THE TASK: Quote the listing below in full and exactly as written, but omit every picture.

....

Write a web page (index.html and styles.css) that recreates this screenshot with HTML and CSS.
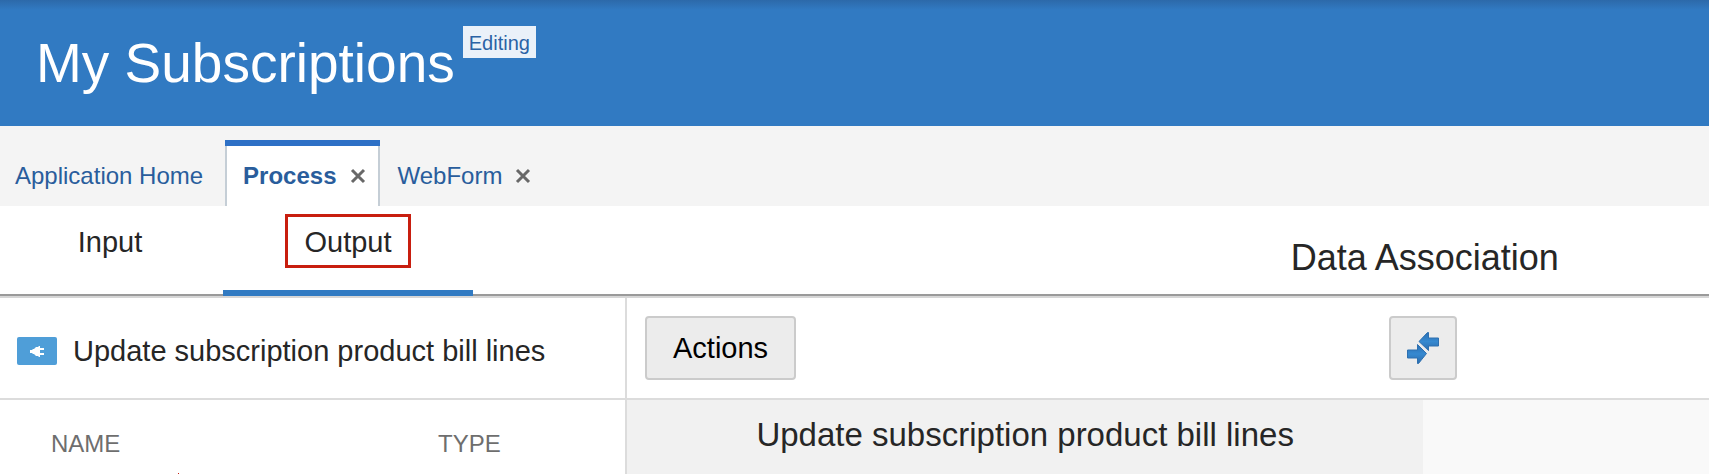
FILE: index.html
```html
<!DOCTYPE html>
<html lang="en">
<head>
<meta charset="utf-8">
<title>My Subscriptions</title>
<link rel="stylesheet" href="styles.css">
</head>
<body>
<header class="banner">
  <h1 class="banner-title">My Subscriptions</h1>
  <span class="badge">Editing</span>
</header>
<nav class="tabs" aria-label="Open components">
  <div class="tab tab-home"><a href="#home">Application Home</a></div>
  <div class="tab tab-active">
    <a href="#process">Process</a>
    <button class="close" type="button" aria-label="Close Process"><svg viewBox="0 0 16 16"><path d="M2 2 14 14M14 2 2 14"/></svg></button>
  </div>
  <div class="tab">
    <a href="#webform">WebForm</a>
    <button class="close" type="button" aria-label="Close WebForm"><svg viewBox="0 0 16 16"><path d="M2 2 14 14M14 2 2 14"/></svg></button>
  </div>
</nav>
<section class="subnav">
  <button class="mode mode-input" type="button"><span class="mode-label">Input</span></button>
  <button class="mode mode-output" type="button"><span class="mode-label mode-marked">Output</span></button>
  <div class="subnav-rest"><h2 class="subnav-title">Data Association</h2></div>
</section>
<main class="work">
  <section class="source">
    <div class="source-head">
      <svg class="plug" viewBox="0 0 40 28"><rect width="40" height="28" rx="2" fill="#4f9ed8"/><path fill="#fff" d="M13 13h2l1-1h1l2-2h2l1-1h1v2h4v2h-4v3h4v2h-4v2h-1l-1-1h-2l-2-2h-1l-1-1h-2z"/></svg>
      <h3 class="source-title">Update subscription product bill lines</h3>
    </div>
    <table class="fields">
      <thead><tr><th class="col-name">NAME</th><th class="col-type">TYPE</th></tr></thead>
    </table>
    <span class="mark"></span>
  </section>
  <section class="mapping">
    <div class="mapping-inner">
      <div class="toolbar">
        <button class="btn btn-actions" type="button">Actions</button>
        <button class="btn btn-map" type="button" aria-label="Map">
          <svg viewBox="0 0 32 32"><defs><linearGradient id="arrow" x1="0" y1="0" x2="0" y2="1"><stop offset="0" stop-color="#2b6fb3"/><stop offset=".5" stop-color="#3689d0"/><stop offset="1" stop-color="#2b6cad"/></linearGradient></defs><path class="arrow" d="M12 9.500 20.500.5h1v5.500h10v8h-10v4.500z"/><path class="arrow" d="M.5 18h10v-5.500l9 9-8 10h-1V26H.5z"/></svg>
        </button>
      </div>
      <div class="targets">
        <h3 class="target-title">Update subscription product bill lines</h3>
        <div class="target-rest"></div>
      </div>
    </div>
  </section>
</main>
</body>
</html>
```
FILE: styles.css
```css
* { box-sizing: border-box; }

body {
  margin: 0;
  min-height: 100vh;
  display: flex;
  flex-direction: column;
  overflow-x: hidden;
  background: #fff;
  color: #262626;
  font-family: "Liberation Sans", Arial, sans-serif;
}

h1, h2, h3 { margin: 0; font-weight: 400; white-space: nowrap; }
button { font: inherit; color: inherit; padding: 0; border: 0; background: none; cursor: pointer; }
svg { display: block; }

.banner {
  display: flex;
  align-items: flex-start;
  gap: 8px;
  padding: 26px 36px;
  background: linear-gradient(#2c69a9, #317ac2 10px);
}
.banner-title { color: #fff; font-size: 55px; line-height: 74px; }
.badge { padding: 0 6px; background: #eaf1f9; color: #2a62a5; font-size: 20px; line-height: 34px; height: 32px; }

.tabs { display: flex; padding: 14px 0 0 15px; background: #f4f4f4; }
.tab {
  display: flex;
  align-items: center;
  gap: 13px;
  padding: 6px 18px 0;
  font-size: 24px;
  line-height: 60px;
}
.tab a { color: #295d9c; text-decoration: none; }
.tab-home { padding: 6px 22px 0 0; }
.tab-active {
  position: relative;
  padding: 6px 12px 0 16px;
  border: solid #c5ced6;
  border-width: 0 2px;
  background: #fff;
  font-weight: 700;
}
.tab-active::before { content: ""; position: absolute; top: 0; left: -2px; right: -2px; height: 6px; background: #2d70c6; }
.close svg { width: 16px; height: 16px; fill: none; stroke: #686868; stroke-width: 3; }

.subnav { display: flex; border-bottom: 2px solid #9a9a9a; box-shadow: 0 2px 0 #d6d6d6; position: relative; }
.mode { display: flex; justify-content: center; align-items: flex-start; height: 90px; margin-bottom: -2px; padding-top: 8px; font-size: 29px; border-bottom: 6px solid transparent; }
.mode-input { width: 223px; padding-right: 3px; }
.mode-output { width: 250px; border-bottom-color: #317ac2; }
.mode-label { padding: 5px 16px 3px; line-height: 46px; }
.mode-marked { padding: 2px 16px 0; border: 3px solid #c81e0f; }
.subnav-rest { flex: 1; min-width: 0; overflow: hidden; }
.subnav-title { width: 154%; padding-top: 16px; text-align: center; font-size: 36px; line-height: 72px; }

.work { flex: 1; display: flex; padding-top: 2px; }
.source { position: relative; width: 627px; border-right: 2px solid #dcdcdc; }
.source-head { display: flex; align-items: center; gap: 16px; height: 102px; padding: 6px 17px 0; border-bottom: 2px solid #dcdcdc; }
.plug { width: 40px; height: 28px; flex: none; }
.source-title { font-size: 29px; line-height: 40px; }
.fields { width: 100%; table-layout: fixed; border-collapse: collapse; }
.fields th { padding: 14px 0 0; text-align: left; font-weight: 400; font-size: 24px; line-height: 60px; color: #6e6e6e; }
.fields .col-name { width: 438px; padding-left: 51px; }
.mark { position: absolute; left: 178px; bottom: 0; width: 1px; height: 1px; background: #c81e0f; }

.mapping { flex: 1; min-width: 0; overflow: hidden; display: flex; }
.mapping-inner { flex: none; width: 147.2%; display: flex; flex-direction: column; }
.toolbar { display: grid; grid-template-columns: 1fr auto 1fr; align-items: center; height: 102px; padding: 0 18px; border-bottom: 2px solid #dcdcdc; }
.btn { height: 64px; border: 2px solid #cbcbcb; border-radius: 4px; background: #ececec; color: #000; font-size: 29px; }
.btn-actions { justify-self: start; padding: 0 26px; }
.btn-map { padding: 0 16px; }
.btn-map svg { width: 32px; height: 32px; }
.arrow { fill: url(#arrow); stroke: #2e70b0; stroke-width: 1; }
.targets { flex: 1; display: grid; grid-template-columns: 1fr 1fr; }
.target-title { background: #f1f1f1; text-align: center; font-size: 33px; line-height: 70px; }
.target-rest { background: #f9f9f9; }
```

....

THE ANSWER:
Write a web page (index.html and styles.css) that recreates this screenshot with HTML and CSS.
FILE: index.html
```html
<!DOCTYPE html>
<html lang="en">
<head>
<meta charset="utf-8">
<title>My Subscriptions</title>
<link rel="stylesheet" href="styles.css">
</head>
<body>
<header class="banner">
  <h1 class="banner-title">My Subscriptions</h1>
  <span class="badge">Editing</span>
</header>
<nav class="tabs" aria-label="Open components">
  <div class="tab tab-home"><a href="#home">Application Home</a></div>
  <div class="tab tab-active">
    <a href="#process">Process</a>
    <button class="close" type="button" aria-label="Close Process"><svg viewBox="0 0 16 16"><path d="M2 2 14 14M14 2 2 14"/></svg></button>
  </div>
  <div class="tab">
    <a href="#webform">WebForm</a>
    <button class="close" type="button" aria-label="Close WebForm"><svg viewBox="0 0 16 16"><path d="M2 2 14 14M14 2 2 14"/></svg></button>
  </div>
</nav>
<section class="subnav">
  <button class="mode mode-input" type="button"><span class="mode-label">Input</span></button>
  <button class="mode mode-output" type="button"><span class="mode-label mode-marked">Output</span></button>
  <div class="subnav-rest"><h2 class="subnav-title">Data Association</h2></div>
</section>
<main class="work">
  <section class="source">
    <div class="source-head">
      <svg class="plug" viewBox="0 0 40 28"><rect width="40" height="28" rx="2" fill="#4f9ed8"/><path fill="#fff" d="M13 13h2l1-1h1l2-2h2l1-1h1v2h4v2h-4v3h4v2h-4v2h-1l-1-1h-2l-2-2h-1l-1-1h-2z"/></svg>
      <h3 class="source-title">Update subscription product bill lines</h3>
    </div>
    <table class="fields">
      <thead><tr><th class="col-name">NAME</th><th class="col-type">TYPE</th></tr></thead>
    </table>
    <span class="mark"></span>
  </section>
  <section class="mapping">
    <div class="mapping-inner">
      <div class="toolbar">
        <button class="btn btn-actions" type="button">Actions</button>
        <button class="btn btn-map" type="button" aria-label="Map">
          <svg viewBox="0 0 32 32"><defs><linearGradient id="arrow" x1="0" y1="0" x2="0" y2="1"><stop offset="0" stop-color="#2b6fb3"/><stop offset=".5" stop-color="#3689d0"/><stop offset="1" stop-color="#2b6cad"/></linearGradient></defs><path class="arrow" d="M12 9.500 20.500.5h1v5.500h10v8h-10v4.500z"/><path class="arrow" d="M.5 18h10v-5.500l9 9-8 10h-1V26H.5z"/></svg>
        </button>
      </div>
      <div class="targets">
        <h3 class="target-title">Update subscription product bill lines</h3>
        <div class="target-rest"></div>
      </div>
    </div>
  </section>
</main>
</body>
</html>
```
FILE: styles.css
```css
* { box-sizing: border-box; }

body {
  margin: 0;
  min-height: 100vh;
  display: flex;
  flex-direction: column;
  overflow-x: hidden;
  background: #fff;
  color: #262626;
  font-family: "Liberation Sans", Arial, sans-serif;
}

h1, h2, h3 { margin: 0; font-weight: 400; white-space: nowrap; }
button { font: inherit; color: inherit; padding: 0; border: 0; background: none; cursor: pointer; }
svg { display: block; }

.banner {
  display: flex;
  align-items: flex-start;
  gap: 8px;
  padding: 26px 36px;
  background: linear-gradient(#2c69a9, #317ac2 10px);
}
.banner-title { color: #fff; font-size: 55px; line-height: 74px; }
.badge { padding: 0 6px; background: #eaf1f9; color: #2a62a5; font-size: 20px; line-height: 34px; height: 32px; }

.tabs { display: flex; padding: 14px 0 0 15px; background: #f4f4f4; }
.tab {
  display: flex;
  align-items: center;
  gap: 13px;
  padding: 6px 18px 0;
  font-size: 24px;
  line-height: 60px;
}
.tab a { color: #295d9c; text-decoration: none; }
.tab-home { padding: 6px 22px 0 0; }
.tab-active {
  position: relative;
  padding: 6px 12px 0 16px;
  border: solid #c5ced6;
  border-width: 0 2px;
  background: #fff;
  font-weight: 700;
}
.tab-active::before { content: ""; position: absolute; top: 0; left: -2px; right: -2px; height: 6px; background: #2d70c6; }
.close svg { width: 16px; height: 16px; fill: none; stroke: #686868; stroke-width: 3; }

.subnav { display: flex; border-bottom: 2px solid #9a9a9a; box-shadow: 0 2px 0 #d6d6d6; position: relative; }
.mode { display: flex; justify-content: center; align-items: flex-start; height: 90px; margin-bottom: -2px; padding-top: 8px; font-size: 29px; border-bottom: 6px solid transparent; }
.mode-input { width: 223px; padding-right: 3px; }
.mode-output { width: 250px; border-bottom-color: #317ac2; }
.mode-label { padding: 5px 16px 3px; line-height: 46px; }
.mode-marked { padding: 2px 16px 0; border: 3px solid #c81e0f; }
.subnav-rest { flex: 1; min-width: 0; overflow: hidden; }
.subnav-title { width: 154%; padding-top: 16px; text-align: center; font-size: 36px; line-height: 72px; }

.work { flex: 1; display: flex; padding-top: 2px; }
.source { position: relative; width: 627px; border-right: 2px solid #dcdcdc; }
.source-head { display: flex; align-items: center; gap: 16px; height: 102px; padding: 6px 17px 0; border-bottom: 2px solid #dcdcdc; }
.plug { width: 40px; height: 28px; flex: none; }
.source-title { font-size: 29px; line-height: 40px; }
.fields { width: 100%; table-layout: fixed; border-collapse: collapse; }
.fields th { padding: 14px 0 0; text-align: left; font-weight: 400; font-size: 24px; line-height: 60px; color: #6e6e6e; }
.fields .col-name { width: 438px; padding-left: 51px; }
.mark { position: absolute; left: 178px; bottom: 0; width: 1px; height: 1px; background: #c81e0f; }

.mapping { flex: 1; min-width: 0; overflow: hidden; display: flex; }
.mapping-inner { flex: none; width: 147.2%; display: flex; flex-direction: column; }
.toolbar { display: grid; grid-template-columns: 1fr auto 1fr; align-items: center; height: 102px; padding: 0 18px; border-bottom: 2px solid #dcdcdc; }
.btn { height: 64px; border: 2px solid #cbcbcb; border-radius: 4px; background: #ececec; color: #000; font-size: 29px; }
.btn-actions { justify-self: start; padding: 0 26px; }
.btn-map { padding: 0 16px; }
.btn-map svg { width: 32px; height: 32px; }
.arrow { fill: url(#arrow); stroke: #2e70b0; stroke-width: 1; }
.targets { flex: 1; display: grid; grid-template-columns: 1fr 1fr; }
.target-title { background: #f1f1f1; text-align: center; font-size: 33px; line-height: 70px; }
.target-rest { background: #f9f9f9; }
```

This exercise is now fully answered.